User Guide

FOOTPATHS
A park filled with rides, shops, beautiful gardens, and other entertainment is utterly useless if
the guests cannot reach any of the attractions. To be successful, your park must have a system
of footpaths to guide visitors through the grounds. This is especially true of larger parks; the
more real estate there is to tour, the more vital it is that you provide an efficient, well designed
layout of trails.
The footpaths in your park should be more than just a random assemblage of trails that provide
access to every attraction. An intelligent park design incorporates a system that keeps your
guests moving smoothly from one ride to another (herds them along, if you will). An efficiently
laid out path complex provides cues–some subtle and some not–that indicate to a visitor walking
the path what direction he or she is meant to travel. You should design your paths to do all this
while, concurrently, leading your guests to remain in the park and spending money for as long
as possible. (A park, after all, is first and foremost a business enterprise.)
Before we get into the step-by-step guide to laying down footpaths, here are a few pointers
toward building an effective park-wide path system. Be forewarned that some of them are
a bit manipulative:
Think of your path system not as tree-like (branches stemming from a central path), but more
akin to a flowing waterway. From the moment a guest enters the park, he or she should be
channelled along smoothly, and presented with moments of decision (branchings and
intersections) only infrequently. This minimises the risk of stalling and congestion.
The path should loop back on itself so that guests do not often need to turn around and walk
back the way they came. This will help to minimise two-way traffic. However, unless you are
certain that they will be out of money by the time they reach it, do not provide a route that
leads guests back to the park entrance (the exit). Remember, the longer they stay, the more
they spend.
Keep the distance between attractions short, so that no guest has the opportunity to become
bored or overly tired while walking from one to another. When a long walk is inevitable,
provide benches along the way, especially at the tops of hills.
Provide transport rides from point to point (every point near a ride) around the park. This will
lighten the traffic load on your path system and give tired guests an alternative to walking.
Make sure that all of your attractions are visible from the footpaths. A guest will not think to
patronise a ride he or she does not know exists.

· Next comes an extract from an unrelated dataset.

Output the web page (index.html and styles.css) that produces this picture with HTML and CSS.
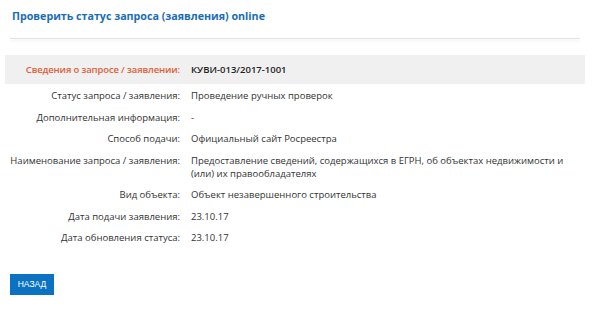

Avoid creating double-width pathways and large paved areas. These allow your guests to mill
around, and can lead to confusion.
To prevent crowding, provide alternate routes through the busiest areas.
There are two surfaces on which you can lay a normal path (one that conforms to the surface of
the land):
horizontal,
flat ground, and
simple hills, those with
no irregularities in slope.
Info and Souvenirs
As you get more proficient in building rides, stalls, the paths
that connect them, and the scenery that decorates those paths,
even the most intelligently laid-out park will become large and
complex. That’s when your guests start to want a map of the park.
That’s when you need to build an Information Kiosk. (Hopefully, your
researchers have developed one by the time you need it.) Supplying park
maps helps to greatly decrease the number of
guests who get lost, too.
Another important function of the Information Kiosk is the sale of umbrellas. Rain is a serious
problem for most parks, and yours is probably no exception. Though guests will not simply
abandon the park when it starts to rain (especially if they paid a significant price to get in), they
will avoid certain types of rides (roller coasters, for example) and be drawn to other types
(covered ones, specifically). If umbrellas are available for sale, your guests become much less
uncomfortable–and therefore less unhappy–in the rain. You also reap a tidy profit selling an item
that, while the weather lasts, everyone wants.
Toilets
Even if your park does not yet include any food
or drink vendors, your guests will need toilet facilities
and places to wash their hands, change children’s
diapers, and that sort of thing. When your park does
sell food and drinks, these little buildings become
even more vital to preserving the happiness of your guests.
You build a Toilet just like you would any other shop or stall. Here are a few important
considerations to keep in mind:
Make sure that the building is facing the right way. The doorway must be directly adjacent
to a footpath for guests to be able to enter (and leave).
It’s a good idea to locate the rest rooms close to food service areas. You want them
convenient, visible, and easy to find.
Sometimes, guests will need a toilet after a particularly intense ride. Consider the ride’s
nausea factor, too.
Unless your park is quite centralised, spread these facilities out around the grounds. The
idea is to prevent a guest from having to walk too far to relieve any condition that could
cause dissatisfaction with your park.
Just like any other ride or service in the park, you can charge admission for use of the rest room.
As always, this is a trade off between making enough income to cover the maintenance costs of
the facility and keeping your guests satisfied that your park is a good value for their money.